Public art, Lyon's garage redevelopment, property purchases

The meeting on Monday was technically of the city’s Committee of the Whole, which gives preliminary consideration to city business and decides whether to forward it – or not – to the council proper for a formal vote at a future meeting, typically set for the following week. It means council members’ vote on the donation was tentative.

In related news, council members, acting as the committee, tentatively:

  • Approved a pair of funding requests from the Public Arts Commission: $50,000 this year for a marketing campaign and to create a register of public art pieces, plus a further $60,000 each year to manage and maintain public art galleries. Council members Bret Weber and Katie Dachtler both wondered how much – if any – of that money would go to Grand Forks-area artists. The council agreed unanimously on the one-time $50,000 and 4-1 on the annual $60,000. Dachtler was the single opposing vote.

  • Approved a development agreement with Northridge Accommodations, a development firm that plans to remake the former Lyon’s Auto garage across North Fourth Street from Grand Forks City Hall. Developers plan to construct a six-story “mixed use” building that would consist of 90 to 100 underground parking spaces, spots for first-floor restaurants, offices, and so on, plus five additional floors for 110-120 market rate apartments.

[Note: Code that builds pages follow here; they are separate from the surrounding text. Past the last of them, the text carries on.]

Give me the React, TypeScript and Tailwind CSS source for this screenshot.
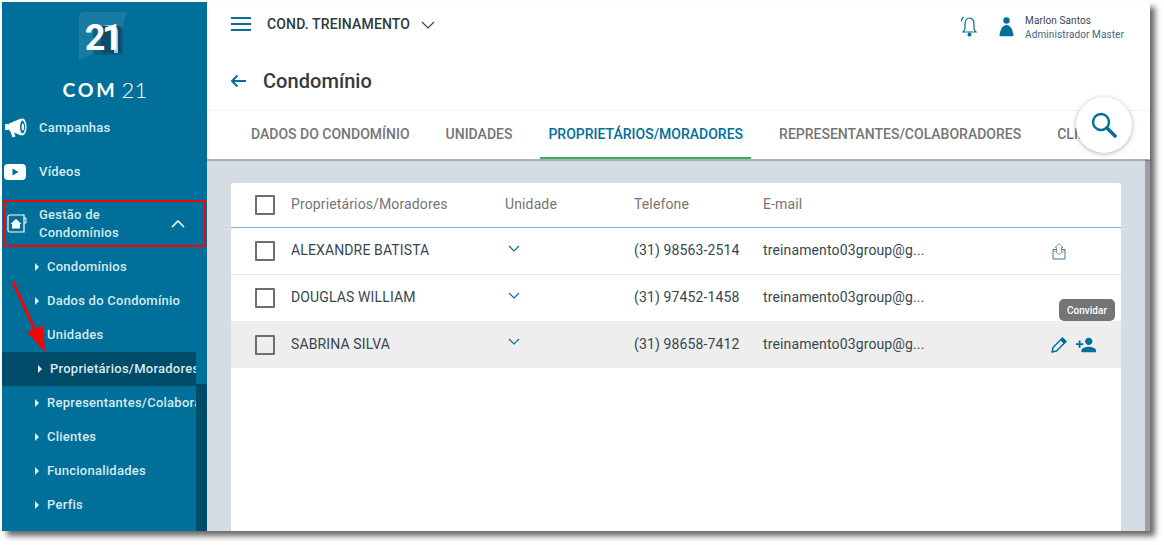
import { MdPersonAdd } from "react-icons/md";

const SUB_MENU = [
  "Condomínios",
  "Dados do Condomínio",
  "Unidades",
  "Proprietários/Moradores",
  "Representantes/Colaboradores",
  "Clientes",
  "Funcionalidades",
  "Perfis",
];

const TABS = [
  "DADOS DO CONDOMÍNIO",
  "UNIDADES",
  "PROPRIETÁRIOS/MORADORES",
  "REPRESENTANTES/COLABORADORES",
  "CLIENTES",
];

const ROWS = [
  { name: "ALEXANDRE BATISTA", phone: "(31) 98563-2514", height: "h-[47px]", textGap: "mb-[2px]" },
  { name: "DOUGLAS WILLIAM", phone: "(31) 97452-1458", height: "h-[46px]", textGap: "mb-[2px]" },
  { name: "SABRINA SILVA", phone: "(31) 98658-7412", height: "h-[47px]", textGap: "mb-0" },
];

const Logo = () => (
  <div className="flex flex-col items-center h-[104px] pt-[10px] shrink-0">
    <div className="relative w-[48px] h-[50px] mr-[4px] flex items-center justify-center">
      <svg width="48" height="50" viewBox="0 0 48 50" className="absolute inset-0">
        <polygon points="0,3 3,0 48,0 38,32 0,48" fill="#2a84a8" opacity="0.6" />
        <rect x="14" y="15" width="30" height="28" rx="4" fill="#0a4f6e" opacity="0.55" />
        <rect x="22" y="14" width="20" height="27" rx="3" fill="#0f4a67" />
        <path d="M24 13c5 0 10 0 12 1 2 1 3 3 3 6v21h-4V18c0-2-1-3-3-3z" fill="#8fcdea" />
      </svg>
      <span className="relative font-['Roboto',sans-serif] font-bold text-[36px] leading-none tracking-[-3.500px] text-white pr-[1px] pt-[2px]">
        21
      </span>
    </div>
    <div className="mt-[17px] flex items-center text-white font-['Lato',sans-serif] leading-none ml-[1px]">
      <span className="text-[19.500px] font-bold tracking-[2.800px]">COM</span>
      <span className="text-[22px] font-light ml-[4px]">21</span>
    </div>
  </div>
);

const MegaphoneIcon = () => (
  <svg width="22" height="20" viewBox="0 0 22 20" fill="#fff">
    <rect x="0" y="6" width="4" height="6" rx="1" />
    <path d="M4 5.500L16 0.500V17.500L4 12.500z" />
    <path d="M5 12.500L7.500 19.500L10.500 18.500L8.500 13.500z" />
    <ellipse cx="17.500" cy="9" rx="4" ry="8.500" />
    <ellipse cx="17.500" cy="9" rx="2.500" ry="6.500" fill="#006f99" />
    <ellipse cx="17.800" cy="9" rx="1.200" ry="3.500" />
  </svg>
);

const VideoIcon = () => (
  <svg width="22" height="16" viewBox="0 0 22 16">
    <rect width="22" height="16" rx="4" fill="#fff" />
    <path d="M8.500 4.500L14.500 8L8.500 11.500z" fill="#006f99" />
  </svg>
);

const HouseIcon = () => (
  <svg width="20" height="19" viewBox="0 0 20 19" fill="none">
    <path d="M15 1H2.500A1.500 1.500 0 0 0 1 2.500v14A1.500 1.500 0 0 0 2.500 18H17V1z" stroke="#fff" strokeWidth="1.200" />
    <path d="M17 4h2v5h-2" stroke="#fff" strokeWidth="1" />
    <path d="M9 5L14.500 10H13V14.500H5V10H3.500z" fill="#fff" />
  </svg>
);

const Sidebar = () => (
  <aside className="relative w-[205px] shrink-0 bg-[#006f99] flex flex-col overflow-hidden text-[#d6eaf2] font-['Roboto',sans-serif] font-medium text-[13px] tracking-[0.25px]">
    <Logo />
    <div className="flex items-center h-[44px] pl-[3px] shrink-0">
      <MegaphoneIcon />
      <span className="ml-[12px]">Campanhas</span>
    </div>
    <div className="flex items-center h-[44px] pl-[2px] shrink-0">
      <VideoIcon />
      <span className="ml-[13px]">Vídeos</span>
    </div>
    <div className="flex items-center justify-between h-[47px] mt-[6px] ml-[1px] mr-[1px] border-[2px] border-[#ff0000] pl-[2px] pr-[19px] shrink-0">
      <div className="flex items-center">
        <HouseIcon />
        <span className="ml-[12px] leading-[18px] w-[90px]">Gestão de Condomínios</span>
      </div>
      <svg width="14" height="8" viewBox="0 0 14 8" fill="none">
        <path d="M1 7 L7 1 L13 7" stroke="#fff" strokeWidth="1.600" />
      </svg>
    </div>
    <ul className="mt-[3px] w-[194px]">
      {SUB_MENU.map((item, index) => {
        const active = index === 3;
        return (
          <li
            key={item}
            className={`h-[34px] flex items-center whitespace-nowrap overflow-hidden ${
              active ? "bg-[#004b68] pl-[36px]" : "pl-[33px]"
            }`}
          >
            <span className="w-0 h-0 border-y-[4px] border-y-transparent border-l-[4px] border-l-[#e6f1f5] shrink-0" />
            <span className="ml-[8px]">{item}</span>
          </li>
        );
      })}
    </ul>
    <div className="absolute right-0 top-[382px] bottom-0 w-[11px] bg-[#004b68]" />
  </aside>
);

const TopBar = () => (
  <header className="bg-white h-[46px] flex items-center justify-between pl-[24px] pr-[26px] shrink-0 font-['Roboto',sans-serif]">
    <div className="flex items-center pb-[2px]">
      <svg width="20" height="14" viewBox="0 0 20 14" fill="#006f99">
        <rect width="20" height="2" />
        <rect y="6" width="20" height="2" />
        <rect y="12" width="20" height="2" />
      </svg>
      <span className="ml-[16px] text-[14px] font-medium text-[#2c3a42] tracking-[0.15px]">COND. TREINAMENTO</span>
      <svg width="14" height="8" viewBox="0 0 14 8" fill="none" className="ml-[11px] mt-[2px]">
        <path d="M1 1 L7 7 L13 1" stroke="#37474f" strokeWidth="1.200" />
      </svg>
    </div>
    <div className="flex items-center mt-[3px]">
      <svg width="17" height="21" viewBox="1 0 17 21" fill="none" stroke="#006f99" strokeWidth="1.200">
        <path d="M9.500 2c-3 0-4.500 3-4.500 6.500v4c0 1.500-1 2.500-2 3.500h13c-1-1-2-2-2-3.500v-4C14 5 12.500 2 9.500 2z" />
        <circle cx="9.500" cy="18.500" r="1.400" fill="#006f99" />
        <path d="M3.500 1C2.500 2 1.500 3.500 1 5.500" />
      </svg>
      <svg width="15" height="20" viewBox="0 0 15 20" fill="#006f99" className="ml-[21px]">
        <circle cx="7.500" cy="3.500" r="3.200" />
        <path d="M7.500 8c3.500 0 6 3.500 7 10 .1.800-.4 1.200-1 1.200h-12c-.6 0-1.100-.4-1-1.200C1.500 11.500 4 8 7.500 8z" />
      </svg>
      <div className="ml-[11px] mt-[2px] text-[10px] leading-[14px] tracking-[0.1px]">
        <div className="text-[#37474f]">Marlon Santos</div>
        <div className="text-[#406a80]">Administrador Master</div>
      </div>
    </div>
  </header>
);

const Tabs = () => (
  <nav className="relative bg-white h-[50px] shrink-0 border-t border-[#f1f1f1] border-b border-b-[#a9b3b9] shadow-[0_1px_1px_rgba(0,0,0,0.2)] flex pl-[36px] gap-[20px] overflow-hidden font-['Roboto',sans-serif] font-medium text-[14px] text-[#757575] whitespace-nowrap">
    {TABS.map((tab, index) => (
      <div
        key={tab}
        className={`px-[8px] h-full flex items-center ${
          index === 2 ? "text-[#006f99] border-b-[2px] border-[#3cab52]" : "pb-[2px]"
        }`}
      >
        {tab}
      </div>
    ))}
  </nav>
);

const Checkbox = () => (
  <span className="w-[20px] h-[20px] rounded-[1px] border-[2px] border-[#6e6e6e] shrink-0" />
);

const MailUpIcon = () => (
  <svg width="14" height="17" viewBox="0 0 14 17" fill="none" stroke="#2f7ea3" strokeWidth="1" className="ml-[1px]">
    <path d="M4 6.500H1v9.500h12V6.500h-3" />
    <path d="M1 7l6 4.500L13 7" stroke="#b8906a" />
    <path d="M4.500 9V4.500h-1.500L7 .8l4 3.700H9.500V9" stroke="#7d95a3" />
  </svg>
);

const PencilIcon = () => (
  <svg width="16" height="16" viewBox="0 0 16 16" fill="none">
    <path d="M1 15l1-4.500L11.500 1 15 4.500 5.500 14z" stroke="#006f99" strokeWidth="1.500" strokeLinejoin="round" />
    <path d="M10 2.500L13.500 6" stroke="#006f99" strokeWidth="2" />
    <path d="M11.500 1L15 4.500 13.500 6 10 2.500z" fill="#006f99" />
  </svg>
);

type RowItemProps = { name: string; phone: string; height: string; textGap: string; index: number };

const RowItem = ({ name, phone, height, textGap, index }: RowItemProps) => (
  <div
    className={`flex items-center ${height} text-[14px] tracking-[0.13px] text-[#37474f] ${
      index === 2 ? "bg-[#eeeeee]" : index === 0 ? "border-b border-[#e6e6e6]" : ""
    }`}
  >
    <div className="w-[60px] pl-[24px] flex">
      <Checkbox />
    </div>
    <div className={`w-[214px] ${textGap}`}>{name}</div>
    <div className="w-[129px] pl-[3px]">
      <svg width="12" height="7" viewBox="0 0 12 7" fill="none" className="mb-[6px]">
        <path d="M1 1l5 5 5-5" stroke="#006f99" strokeWidth="1.100" />
      </svg>
    </div>
    <div className={`w-[129px] ${textGap}`}>{phone}</div>
    <div className={`w-[288px] ${textGap}`}>treinamento03group@g...</div>
    <div className="flex items-center">
      {index === 0 && <MailUpIcon />}
      {index === 2 && (
        <>
          <PencilIcon />
          <MdPersonAdd className="ml-[8px] w-[22px] h-[22px] text-[#006f99]" />
        </>
      )}
    </div>
  </div>
);

const Table = () => (
  <section className="bg-white rounded-t-[3px] ml-[24px] mr-[24px] mt-[23px] flex-1 font-['Roboto',sans-serif]">
    <div className="flex items-center h-[45px] border-b border-[#7fb5d0] text-[14px] tracking-[0.13px] text-[#757575]">
      <div className="w-[60px] pl-[24px] flex">
        <Checkbox />
      </div>
      <div className="w-[214px] mb-[2px]">Proprietários/Moradores</div>
      <div className="w-[129px] mb-[2px]">Unidade</div>
      <div className="w-[129px] mb-[2px]">Telefone</div>
      <div className="mb-[2px]">E-mail</div>
    </div>
    {ROWS.map((row, index) => (
      <RowItem
        key={row.name}
        name={row.name}
        phone={row.phone}
        height={row.height}
        textGap={row.textGap}
        index={index}
      />
    ))}
  </section>
);

export default function App() {
  return (
    <div className="w-[1164px] h-[545px] bg-white overflow-hidden pl-[2px] pt-[2px]">
      <div className="relative w-[1148px] h-[529px] flex bg-white shadow-[5px_5px_6px_rgba(0,0,0,0.6)]">
        <Sidebar />
        <main className="flex-1 flex flex-col min-w-0">
          <TopBar />
          <div className="bg-white h-[62px] shrink-0 flex items-center pl-[23px] pt-[4px] font-['Roboto',sans-serif]">
            <svg width="16" height="14" viewBox="0 0 16 14" fill="none" stroke="#006f99" strokeWidth="2">
              <path d="M16 7H2M7.500 1.500L2 7l5.500 5.500" />
            </svg>
            <span className="ml-[17px] text-[20px] font-medium text-[#37393b] tracking-[0.05px]">Condomínio</span>
          </div>
          <Tabs />
          <div className="flex-1 flex bg-[#d3dde3] border-r-[5px] border-r-[#9aa0a6] min-h-0">
            <Table />
          </div>
        </main>

        <div className="absolute left-[1074px] top-[95px] w-[56px] h-[56px] rounded-full bg-white shadow-[0_1px_5px_rgba(0,0,0,0.3)] flex items-center justify-center">
          <svg width="26" height="26" viewBox="0 0 26 26" fill="none">
            <circle cx="10" cy="10" r="8" stroke="#006f99" strokeWidth="2.400" />
            <path d="M16 16l8 8" stroke="#006f99" strokeWidth="3.500" strokeLinecap="round" />
          </svg>
        </div>

        <div className="absolute left-[1057px] top-[297px] w-[56px] h-[22px] rounded-[5px] bg-[#757575] flex items-center justify-center font-['Roboto',sans-serif] font-medium text-[10px] text-white">
          Convidar
        </div>

        <svg width="50" height="90" viewBox="0 0 50 90" className="absolute left-0 top-[270px]">
          <path d="M11 10L33 58" stroke="#ff0000" strokeWidth="3" />
          <polygon points="43,80 25,60 41,54" fill="#ff0000" />
        </svg>
      </div>
    </div>
  );
}
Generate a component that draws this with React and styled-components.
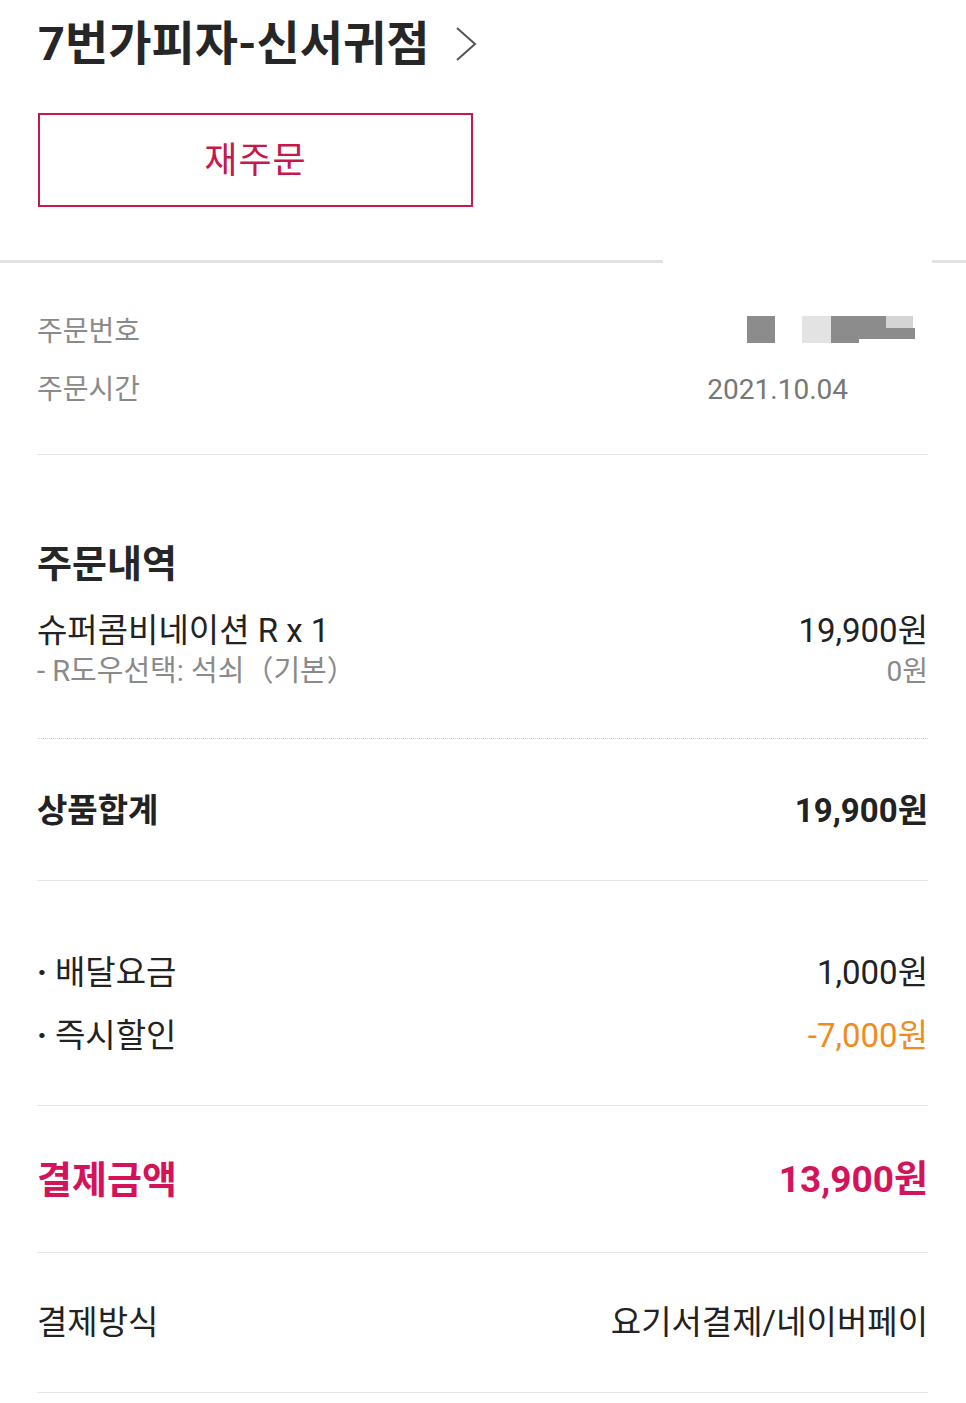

    Beyond reconstructing the building that’s already there, the project would rebuild the alley behind it and take over a parking lot on the easternmost end of the block that the city purchased as part of a 2018 deal to buy the Herald’s office building. Under the agreement, the city would swap the parking lot for an empty lot of similar size that Northridge owns across South Fifth Street from the Grand Forks Police Department’s downtown headquarters.
  • Approved, by a separate vote, a plan to pay a pair of property owners a combined $622,000 for their residential lots that sit across University Avenue from the Lyon’s site. The city plans to demolish those buildings to make room for more parking to compensate for the loss of the parking lot on the other side of the development and, perhaps, rent those spots out to tenants at the Lyon’s development or, ultimately, turn that site into a similar mixed-use project once Lyon’s is complete.

    City staff said the price the city is paying per square foot of both properties is about the same as that paid for similar lots in the neighborhood. But it still seemingly means a significant profit for at least one of those property owners: Grand Forks County property records indicate that David Schott purchased the lot at 306 N. Fourth Street for $125,000 in September 2020. A letter Schott sent to city staff claims he put a further $128,000 worth of work into the property since then. The city is poised to buy it for $372,000.

    The other lot sits at 320 University Ave., and the city is set to pay $250,000 for it. County staff weren’t able to find a recent sale price for that lot.

    City Administrator Todd Feland said the city is buying both properties for the going rate in that area, and that the city considers them a longer-term investment.

    “Properties are only going to get more valuable, especially after Lyon’s gets developed,” Feland said.